** Given records **

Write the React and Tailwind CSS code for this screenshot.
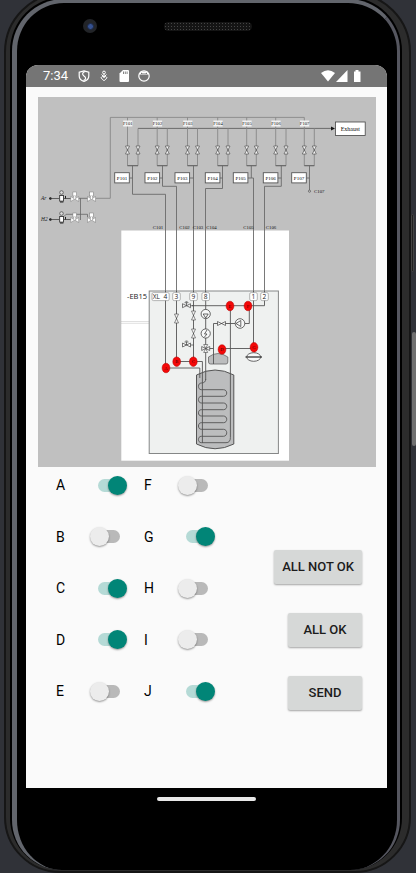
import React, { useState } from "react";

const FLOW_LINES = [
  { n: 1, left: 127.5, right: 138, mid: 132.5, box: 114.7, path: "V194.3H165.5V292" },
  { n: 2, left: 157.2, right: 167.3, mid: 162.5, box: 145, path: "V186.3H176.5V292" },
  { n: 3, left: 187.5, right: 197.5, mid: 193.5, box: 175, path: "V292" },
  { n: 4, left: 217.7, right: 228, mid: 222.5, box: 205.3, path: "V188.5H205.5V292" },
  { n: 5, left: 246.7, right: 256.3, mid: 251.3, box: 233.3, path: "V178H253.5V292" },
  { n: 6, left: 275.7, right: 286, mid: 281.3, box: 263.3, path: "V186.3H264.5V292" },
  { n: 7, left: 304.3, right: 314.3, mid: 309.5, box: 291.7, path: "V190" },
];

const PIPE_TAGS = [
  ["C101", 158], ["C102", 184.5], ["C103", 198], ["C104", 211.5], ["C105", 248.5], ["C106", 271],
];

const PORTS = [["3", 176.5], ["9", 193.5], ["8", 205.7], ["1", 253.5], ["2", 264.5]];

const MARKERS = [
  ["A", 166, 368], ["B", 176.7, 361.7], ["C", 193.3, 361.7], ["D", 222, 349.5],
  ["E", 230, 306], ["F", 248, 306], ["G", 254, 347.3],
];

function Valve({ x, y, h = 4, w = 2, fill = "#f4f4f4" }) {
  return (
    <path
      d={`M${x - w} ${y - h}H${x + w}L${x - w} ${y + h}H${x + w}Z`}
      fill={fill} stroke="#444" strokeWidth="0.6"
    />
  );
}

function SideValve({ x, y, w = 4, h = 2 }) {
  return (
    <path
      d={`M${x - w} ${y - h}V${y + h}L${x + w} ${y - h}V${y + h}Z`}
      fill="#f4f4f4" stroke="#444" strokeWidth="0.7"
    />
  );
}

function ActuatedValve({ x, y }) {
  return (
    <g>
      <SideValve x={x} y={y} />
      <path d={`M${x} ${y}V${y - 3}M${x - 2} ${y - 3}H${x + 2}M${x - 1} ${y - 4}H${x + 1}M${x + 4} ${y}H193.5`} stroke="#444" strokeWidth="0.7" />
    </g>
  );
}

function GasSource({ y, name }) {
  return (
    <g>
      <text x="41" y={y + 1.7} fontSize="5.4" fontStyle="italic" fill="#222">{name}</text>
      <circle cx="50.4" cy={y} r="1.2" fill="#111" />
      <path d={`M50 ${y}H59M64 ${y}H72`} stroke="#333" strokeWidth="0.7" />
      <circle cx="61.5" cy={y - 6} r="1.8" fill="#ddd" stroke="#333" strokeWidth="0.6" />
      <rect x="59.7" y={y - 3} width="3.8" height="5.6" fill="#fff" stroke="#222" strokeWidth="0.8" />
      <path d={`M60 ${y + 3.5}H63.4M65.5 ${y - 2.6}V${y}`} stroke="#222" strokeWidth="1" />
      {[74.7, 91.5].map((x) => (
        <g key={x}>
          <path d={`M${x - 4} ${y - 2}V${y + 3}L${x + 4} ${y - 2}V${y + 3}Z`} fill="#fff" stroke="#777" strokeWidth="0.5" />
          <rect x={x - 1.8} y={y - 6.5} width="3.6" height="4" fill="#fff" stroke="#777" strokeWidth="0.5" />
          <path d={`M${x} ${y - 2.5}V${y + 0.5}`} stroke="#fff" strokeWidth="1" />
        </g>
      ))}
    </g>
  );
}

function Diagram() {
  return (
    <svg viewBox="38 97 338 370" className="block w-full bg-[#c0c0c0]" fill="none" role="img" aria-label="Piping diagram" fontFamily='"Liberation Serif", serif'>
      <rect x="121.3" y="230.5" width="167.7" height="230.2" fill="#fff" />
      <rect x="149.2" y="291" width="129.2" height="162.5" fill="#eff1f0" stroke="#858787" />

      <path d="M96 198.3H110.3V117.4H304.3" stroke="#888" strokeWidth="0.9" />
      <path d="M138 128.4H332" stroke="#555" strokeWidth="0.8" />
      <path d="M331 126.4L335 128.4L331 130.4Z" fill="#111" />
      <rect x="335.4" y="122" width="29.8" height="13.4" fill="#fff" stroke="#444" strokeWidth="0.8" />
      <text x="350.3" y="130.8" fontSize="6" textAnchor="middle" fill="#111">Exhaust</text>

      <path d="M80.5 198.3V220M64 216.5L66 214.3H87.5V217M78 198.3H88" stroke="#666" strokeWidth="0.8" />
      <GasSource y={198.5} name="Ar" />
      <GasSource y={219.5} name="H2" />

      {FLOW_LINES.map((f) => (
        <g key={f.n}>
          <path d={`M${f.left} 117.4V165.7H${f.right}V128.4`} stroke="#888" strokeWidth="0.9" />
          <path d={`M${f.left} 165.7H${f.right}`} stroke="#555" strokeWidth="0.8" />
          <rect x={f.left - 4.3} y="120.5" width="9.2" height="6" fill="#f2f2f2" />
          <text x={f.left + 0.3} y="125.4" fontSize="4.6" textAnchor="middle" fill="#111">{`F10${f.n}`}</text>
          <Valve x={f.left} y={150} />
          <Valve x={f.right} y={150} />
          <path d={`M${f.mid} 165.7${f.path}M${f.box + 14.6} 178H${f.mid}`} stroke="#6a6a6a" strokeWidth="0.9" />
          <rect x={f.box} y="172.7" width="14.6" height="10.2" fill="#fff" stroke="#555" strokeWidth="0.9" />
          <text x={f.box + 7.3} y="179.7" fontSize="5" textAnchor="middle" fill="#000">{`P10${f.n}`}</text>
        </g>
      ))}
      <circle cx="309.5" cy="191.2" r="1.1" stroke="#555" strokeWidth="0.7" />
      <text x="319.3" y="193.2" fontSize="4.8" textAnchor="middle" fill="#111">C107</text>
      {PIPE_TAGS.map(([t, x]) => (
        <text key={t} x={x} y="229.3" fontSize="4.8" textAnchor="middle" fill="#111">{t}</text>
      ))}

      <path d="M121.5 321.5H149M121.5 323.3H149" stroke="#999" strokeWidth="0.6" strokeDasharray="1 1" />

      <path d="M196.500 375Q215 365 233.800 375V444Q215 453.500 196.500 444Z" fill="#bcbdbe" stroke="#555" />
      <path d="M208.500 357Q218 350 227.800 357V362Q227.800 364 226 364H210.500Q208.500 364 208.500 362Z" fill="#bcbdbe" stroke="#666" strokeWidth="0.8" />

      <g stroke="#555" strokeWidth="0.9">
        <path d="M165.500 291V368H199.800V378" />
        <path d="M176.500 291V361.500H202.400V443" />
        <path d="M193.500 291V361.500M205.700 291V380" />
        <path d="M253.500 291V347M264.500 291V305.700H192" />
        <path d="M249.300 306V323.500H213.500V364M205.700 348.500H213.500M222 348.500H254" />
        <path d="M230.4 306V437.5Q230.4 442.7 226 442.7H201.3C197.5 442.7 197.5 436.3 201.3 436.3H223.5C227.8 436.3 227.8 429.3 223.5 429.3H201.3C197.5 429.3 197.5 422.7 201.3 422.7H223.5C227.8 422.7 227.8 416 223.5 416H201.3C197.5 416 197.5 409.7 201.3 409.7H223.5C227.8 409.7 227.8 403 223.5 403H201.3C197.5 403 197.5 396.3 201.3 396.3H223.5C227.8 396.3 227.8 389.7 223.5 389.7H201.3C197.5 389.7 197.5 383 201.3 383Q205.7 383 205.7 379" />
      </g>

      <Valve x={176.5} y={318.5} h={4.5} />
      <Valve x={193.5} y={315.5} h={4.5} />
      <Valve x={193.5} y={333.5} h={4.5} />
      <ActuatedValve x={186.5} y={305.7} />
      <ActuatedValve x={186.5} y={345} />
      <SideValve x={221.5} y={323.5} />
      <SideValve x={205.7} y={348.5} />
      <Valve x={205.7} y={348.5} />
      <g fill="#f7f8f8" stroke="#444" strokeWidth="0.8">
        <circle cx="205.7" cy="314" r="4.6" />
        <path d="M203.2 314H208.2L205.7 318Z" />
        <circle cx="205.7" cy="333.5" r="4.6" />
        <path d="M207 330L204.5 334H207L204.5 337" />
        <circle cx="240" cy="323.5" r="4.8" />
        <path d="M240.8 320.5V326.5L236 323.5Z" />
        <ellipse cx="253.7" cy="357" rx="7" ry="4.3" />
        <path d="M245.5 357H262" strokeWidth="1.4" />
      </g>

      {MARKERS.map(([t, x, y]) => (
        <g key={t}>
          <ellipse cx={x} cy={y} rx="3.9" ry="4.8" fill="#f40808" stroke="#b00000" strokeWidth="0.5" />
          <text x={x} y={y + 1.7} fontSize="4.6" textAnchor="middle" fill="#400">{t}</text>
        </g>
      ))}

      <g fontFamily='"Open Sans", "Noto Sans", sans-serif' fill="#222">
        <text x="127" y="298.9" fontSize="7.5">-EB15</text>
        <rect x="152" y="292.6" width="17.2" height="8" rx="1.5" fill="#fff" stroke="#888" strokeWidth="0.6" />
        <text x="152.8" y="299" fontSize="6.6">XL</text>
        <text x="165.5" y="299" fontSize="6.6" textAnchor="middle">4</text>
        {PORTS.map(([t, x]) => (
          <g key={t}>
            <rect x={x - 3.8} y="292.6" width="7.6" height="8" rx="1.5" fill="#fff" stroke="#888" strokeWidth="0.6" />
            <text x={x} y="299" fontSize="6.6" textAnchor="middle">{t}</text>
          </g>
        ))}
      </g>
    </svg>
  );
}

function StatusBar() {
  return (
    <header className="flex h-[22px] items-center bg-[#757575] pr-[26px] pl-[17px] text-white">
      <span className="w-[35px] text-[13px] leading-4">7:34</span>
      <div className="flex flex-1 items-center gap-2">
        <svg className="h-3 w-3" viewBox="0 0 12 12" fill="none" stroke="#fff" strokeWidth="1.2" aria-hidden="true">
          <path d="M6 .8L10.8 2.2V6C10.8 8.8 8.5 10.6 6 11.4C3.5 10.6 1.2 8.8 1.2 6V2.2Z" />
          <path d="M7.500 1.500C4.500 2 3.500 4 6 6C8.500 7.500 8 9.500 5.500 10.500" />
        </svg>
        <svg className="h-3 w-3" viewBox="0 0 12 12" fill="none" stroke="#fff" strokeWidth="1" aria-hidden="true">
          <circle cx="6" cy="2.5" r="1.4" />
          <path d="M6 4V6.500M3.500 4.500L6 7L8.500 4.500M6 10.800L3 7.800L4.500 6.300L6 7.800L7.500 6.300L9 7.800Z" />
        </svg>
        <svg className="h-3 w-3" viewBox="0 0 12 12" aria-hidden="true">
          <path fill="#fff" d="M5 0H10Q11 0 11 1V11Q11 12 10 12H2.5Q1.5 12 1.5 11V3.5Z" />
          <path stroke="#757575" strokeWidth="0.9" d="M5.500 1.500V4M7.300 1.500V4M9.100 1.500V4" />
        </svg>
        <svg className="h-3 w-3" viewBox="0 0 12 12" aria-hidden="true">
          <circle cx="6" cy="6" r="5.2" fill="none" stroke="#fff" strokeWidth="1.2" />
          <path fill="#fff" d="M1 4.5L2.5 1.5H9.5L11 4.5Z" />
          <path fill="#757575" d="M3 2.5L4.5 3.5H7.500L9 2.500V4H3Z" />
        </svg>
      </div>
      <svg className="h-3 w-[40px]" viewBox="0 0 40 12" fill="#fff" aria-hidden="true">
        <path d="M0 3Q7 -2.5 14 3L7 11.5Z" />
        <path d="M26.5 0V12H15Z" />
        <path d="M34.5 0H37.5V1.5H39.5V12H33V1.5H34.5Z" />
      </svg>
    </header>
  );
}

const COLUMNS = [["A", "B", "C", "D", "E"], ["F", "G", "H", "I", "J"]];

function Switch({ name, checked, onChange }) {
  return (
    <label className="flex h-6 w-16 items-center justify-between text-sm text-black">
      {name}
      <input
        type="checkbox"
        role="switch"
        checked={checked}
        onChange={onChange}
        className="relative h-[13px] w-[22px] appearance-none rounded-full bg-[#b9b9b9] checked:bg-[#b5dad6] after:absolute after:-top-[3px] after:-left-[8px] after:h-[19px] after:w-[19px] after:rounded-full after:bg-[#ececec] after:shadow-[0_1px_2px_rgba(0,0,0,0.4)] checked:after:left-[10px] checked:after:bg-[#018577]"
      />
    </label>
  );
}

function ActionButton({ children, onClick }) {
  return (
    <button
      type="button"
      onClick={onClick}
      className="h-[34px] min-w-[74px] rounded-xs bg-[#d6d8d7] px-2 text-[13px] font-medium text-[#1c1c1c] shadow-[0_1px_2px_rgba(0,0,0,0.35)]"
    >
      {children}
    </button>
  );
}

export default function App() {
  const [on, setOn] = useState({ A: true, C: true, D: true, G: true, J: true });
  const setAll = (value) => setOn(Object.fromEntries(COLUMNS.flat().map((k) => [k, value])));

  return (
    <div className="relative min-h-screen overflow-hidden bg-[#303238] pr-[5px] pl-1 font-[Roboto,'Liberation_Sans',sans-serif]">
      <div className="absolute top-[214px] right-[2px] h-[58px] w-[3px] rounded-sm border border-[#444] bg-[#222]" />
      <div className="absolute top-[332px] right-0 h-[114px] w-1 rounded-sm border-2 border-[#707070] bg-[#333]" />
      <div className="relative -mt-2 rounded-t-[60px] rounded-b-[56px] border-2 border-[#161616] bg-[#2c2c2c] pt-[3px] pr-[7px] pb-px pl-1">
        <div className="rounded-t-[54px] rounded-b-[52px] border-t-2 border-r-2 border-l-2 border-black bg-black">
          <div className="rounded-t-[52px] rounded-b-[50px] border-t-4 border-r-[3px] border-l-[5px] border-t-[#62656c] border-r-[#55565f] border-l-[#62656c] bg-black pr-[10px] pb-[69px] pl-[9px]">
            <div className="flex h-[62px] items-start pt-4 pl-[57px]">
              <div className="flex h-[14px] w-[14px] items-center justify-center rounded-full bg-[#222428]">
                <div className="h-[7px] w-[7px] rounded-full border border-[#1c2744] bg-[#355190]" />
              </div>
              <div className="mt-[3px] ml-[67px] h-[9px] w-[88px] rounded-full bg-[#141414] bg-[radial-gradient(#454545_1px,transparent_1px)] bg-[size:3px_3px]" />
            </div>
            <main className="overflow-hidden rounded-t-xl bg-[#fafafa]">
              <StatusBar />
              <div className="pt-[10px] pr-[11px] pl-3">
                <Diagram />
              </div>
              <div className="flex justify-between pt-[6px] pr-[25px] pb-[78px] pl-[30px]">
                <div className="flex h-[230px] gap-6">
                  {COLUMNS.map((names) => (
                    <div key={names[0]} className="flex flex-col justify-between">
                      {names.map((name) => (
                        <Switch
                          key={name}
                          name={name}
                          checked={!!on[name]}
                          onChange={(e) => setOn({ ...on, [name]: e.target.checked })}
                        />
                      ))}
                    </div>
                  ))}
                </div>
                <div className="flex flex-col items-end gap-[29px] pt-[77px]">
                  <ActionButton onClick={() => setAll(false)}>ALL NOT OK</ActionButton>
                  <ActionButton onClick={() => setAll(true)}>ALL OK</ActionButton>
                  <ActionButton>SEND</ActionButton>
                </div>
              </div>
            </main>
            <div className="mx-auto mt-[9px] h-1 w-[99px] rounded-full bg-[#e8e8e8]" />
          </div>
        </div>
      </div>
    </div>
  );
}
--
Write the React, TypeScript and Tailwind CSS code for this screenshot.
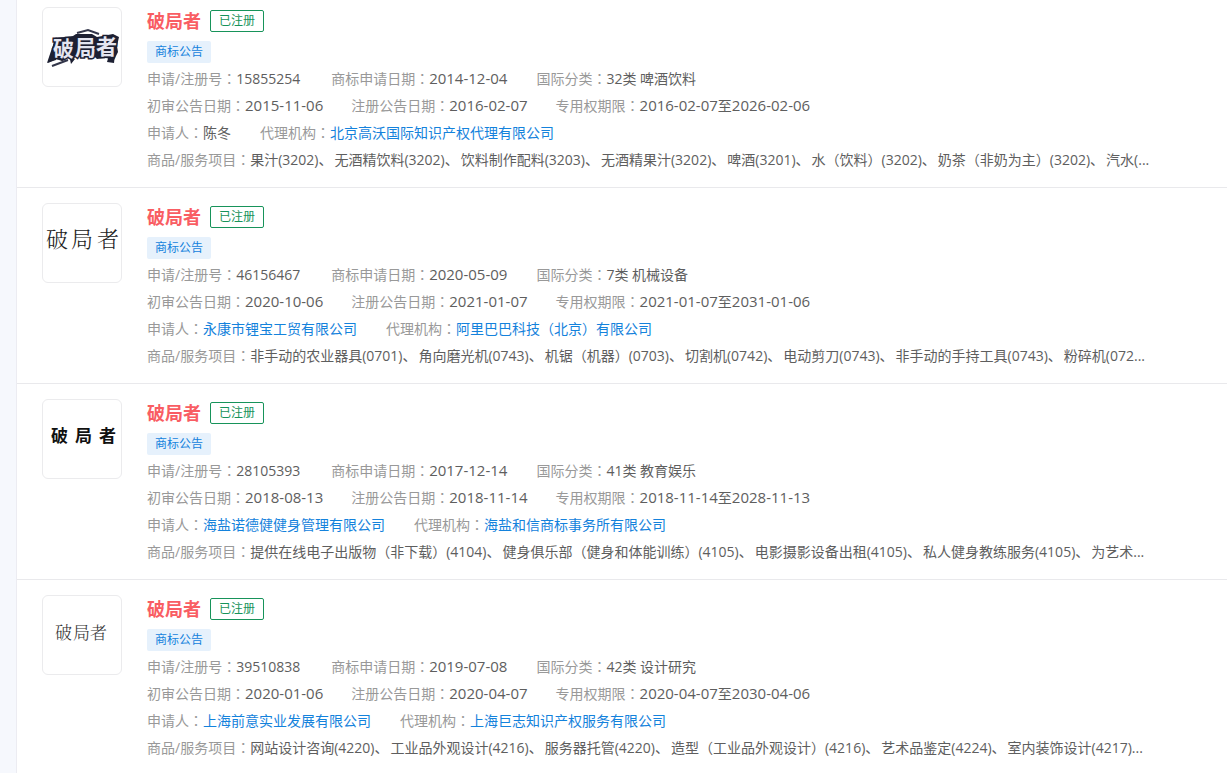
==
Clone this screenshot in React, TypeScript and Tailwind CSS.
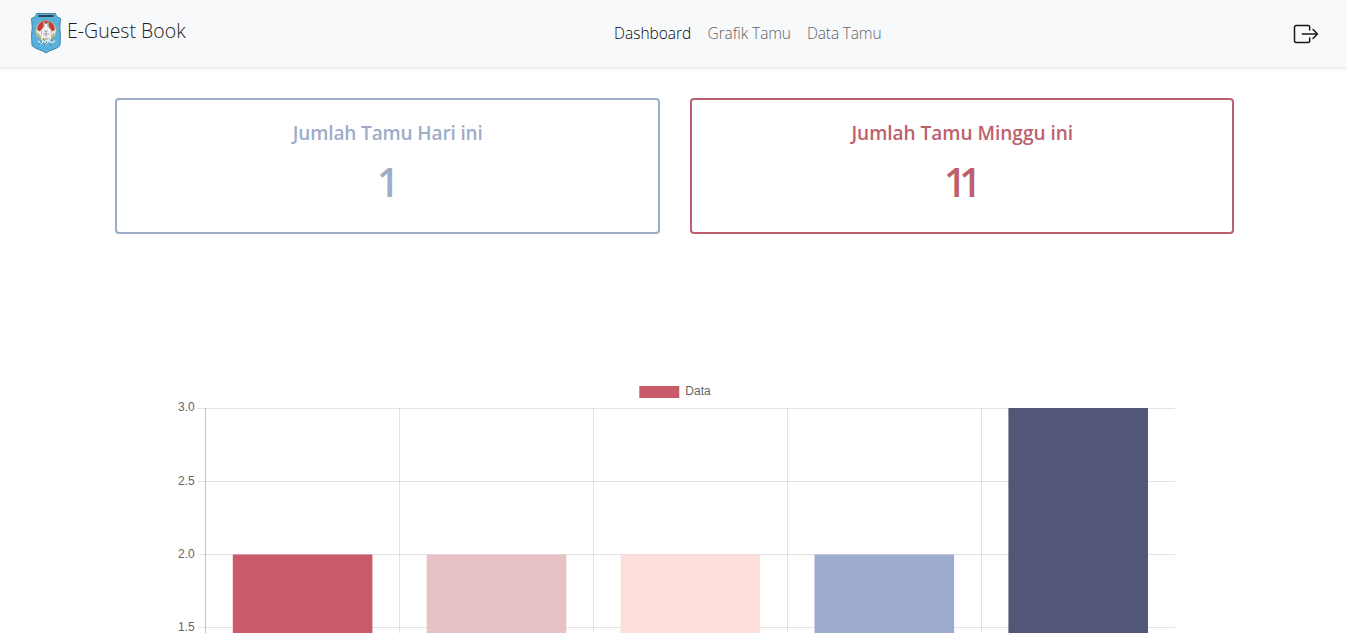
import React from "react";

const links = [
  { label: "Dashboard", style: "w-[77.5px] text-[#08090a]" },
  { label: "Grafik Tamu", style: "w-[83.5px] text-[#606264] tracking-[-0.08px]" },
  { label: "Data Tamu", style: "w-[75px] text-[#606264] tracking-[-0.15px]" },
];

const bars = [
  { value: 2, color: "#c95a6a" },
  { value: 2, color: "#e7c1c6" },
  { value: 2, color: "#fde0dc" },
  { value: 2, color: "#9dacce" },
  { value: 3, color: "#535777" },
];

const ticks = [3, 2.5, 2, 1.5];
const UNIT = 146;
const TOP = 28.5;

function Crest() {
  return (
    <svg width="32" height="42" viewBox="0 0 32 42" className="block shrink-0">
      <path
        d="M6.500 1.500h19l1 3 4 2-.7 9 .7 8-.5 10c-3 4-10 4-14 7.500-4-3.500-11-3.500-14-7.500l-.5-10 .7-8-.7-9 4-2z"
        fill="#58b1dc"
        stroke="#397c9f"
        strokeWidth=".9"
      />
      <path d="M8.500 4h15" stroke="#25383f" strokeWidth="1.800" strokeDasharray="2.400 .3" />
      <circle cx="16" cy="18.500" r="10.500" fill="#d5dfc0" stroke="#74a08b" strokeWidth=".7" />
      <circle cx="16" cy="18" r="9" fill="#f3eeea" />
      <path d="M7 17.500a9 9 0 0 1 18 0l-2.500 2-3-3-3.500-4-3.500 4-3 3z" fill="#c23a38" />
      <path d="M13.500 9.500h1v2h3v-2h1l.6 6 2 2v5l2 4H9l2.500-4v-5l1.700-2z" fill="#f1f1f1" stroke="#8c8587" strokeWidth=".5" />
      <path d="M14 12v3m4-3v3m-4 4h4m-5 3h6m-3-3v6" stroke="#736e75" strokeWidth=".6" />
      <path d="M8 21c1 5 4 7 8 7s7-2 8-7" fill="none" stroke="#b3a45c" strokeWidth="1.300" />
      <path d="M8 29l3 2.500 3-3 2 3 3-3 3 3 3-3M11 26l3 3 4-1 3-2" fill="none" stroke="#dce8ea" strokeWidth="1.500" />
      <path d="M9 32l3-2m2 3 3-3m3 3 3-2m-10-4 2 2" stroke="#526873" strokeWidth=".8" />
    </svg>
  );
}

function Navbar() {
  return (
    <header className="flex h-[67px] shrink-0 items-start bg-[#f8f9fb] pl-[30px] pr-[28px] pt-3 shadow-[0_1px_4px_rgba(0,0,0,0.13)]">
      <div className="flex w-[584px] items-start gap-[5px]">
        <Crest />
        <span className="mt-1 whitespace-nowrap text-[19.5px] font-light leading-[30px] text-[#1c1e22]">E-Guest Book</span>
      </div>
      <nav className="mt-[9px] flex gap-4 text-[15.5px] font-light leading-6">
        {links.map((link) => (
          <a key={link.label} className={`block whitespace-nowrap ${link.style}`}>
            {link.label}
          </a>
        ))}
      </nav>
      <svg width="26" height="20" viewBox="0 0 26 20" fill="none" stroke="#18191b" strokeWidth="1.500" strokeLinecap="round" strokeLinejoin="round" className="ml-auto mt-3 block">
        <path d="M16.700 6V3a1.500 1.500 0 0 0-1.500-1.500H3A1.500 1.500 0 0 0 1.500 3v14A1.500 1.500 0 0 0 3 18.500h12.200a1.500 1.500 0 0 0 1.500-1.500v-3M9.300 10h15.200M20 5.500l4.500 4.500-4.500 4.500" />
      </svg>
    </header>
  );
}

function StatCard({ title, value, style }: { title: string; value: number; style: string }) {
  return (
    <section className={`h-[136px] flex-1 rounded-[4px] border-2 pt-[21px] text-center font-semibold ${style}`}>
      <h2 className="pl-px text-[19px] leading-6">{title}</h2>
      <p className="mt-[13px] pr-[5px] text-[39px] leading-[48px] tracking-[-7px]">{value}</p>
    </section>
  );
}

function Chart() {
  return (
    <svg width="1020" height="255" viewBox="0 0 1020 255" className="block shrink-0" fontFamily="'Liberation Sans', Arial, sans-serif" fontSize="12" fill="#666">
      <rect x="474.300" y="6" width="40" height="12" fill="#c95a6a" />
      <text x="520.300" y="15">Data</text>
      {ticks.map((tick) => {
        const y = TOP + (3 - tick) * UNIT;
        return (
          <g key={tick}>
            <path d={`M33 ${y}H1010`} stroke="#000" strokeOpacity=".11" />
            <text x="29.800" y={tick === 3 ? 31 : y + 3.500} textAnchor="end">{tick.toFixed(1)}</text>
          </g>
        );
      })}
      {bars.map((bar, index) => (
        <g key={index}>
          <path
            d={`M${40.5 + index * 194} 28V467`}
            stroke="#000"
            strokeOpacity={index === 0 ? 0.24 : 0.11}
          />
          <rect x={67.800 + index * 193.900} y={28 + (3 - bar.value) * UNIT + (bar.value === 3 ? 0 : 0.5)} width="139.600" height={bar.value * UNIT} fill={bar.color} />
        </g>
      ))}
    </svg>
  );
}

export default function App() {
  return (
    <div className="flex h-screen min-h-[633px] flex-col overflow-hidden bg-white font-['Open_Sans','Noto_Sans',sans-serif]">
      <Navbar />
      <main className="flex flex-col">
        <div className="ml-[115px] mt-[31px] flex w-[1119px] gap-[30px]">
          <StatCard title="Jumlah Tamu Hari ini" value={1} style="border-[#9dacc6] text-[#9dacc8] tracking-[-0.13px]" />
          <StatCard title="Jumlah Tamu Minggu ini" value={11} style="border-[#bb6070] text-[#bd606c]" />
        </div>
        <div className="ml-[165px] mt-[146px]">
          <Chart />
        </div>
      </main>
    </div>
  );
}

** Aim **
Could you quote, word for word, only the lines from the one containing "Clone this screenshot" through the one containing "import React from", both included, and leave out any pictures?

** Written answer **
Clone this screenshot in React, TypeScript and Tailwind CSS.
import React from "react";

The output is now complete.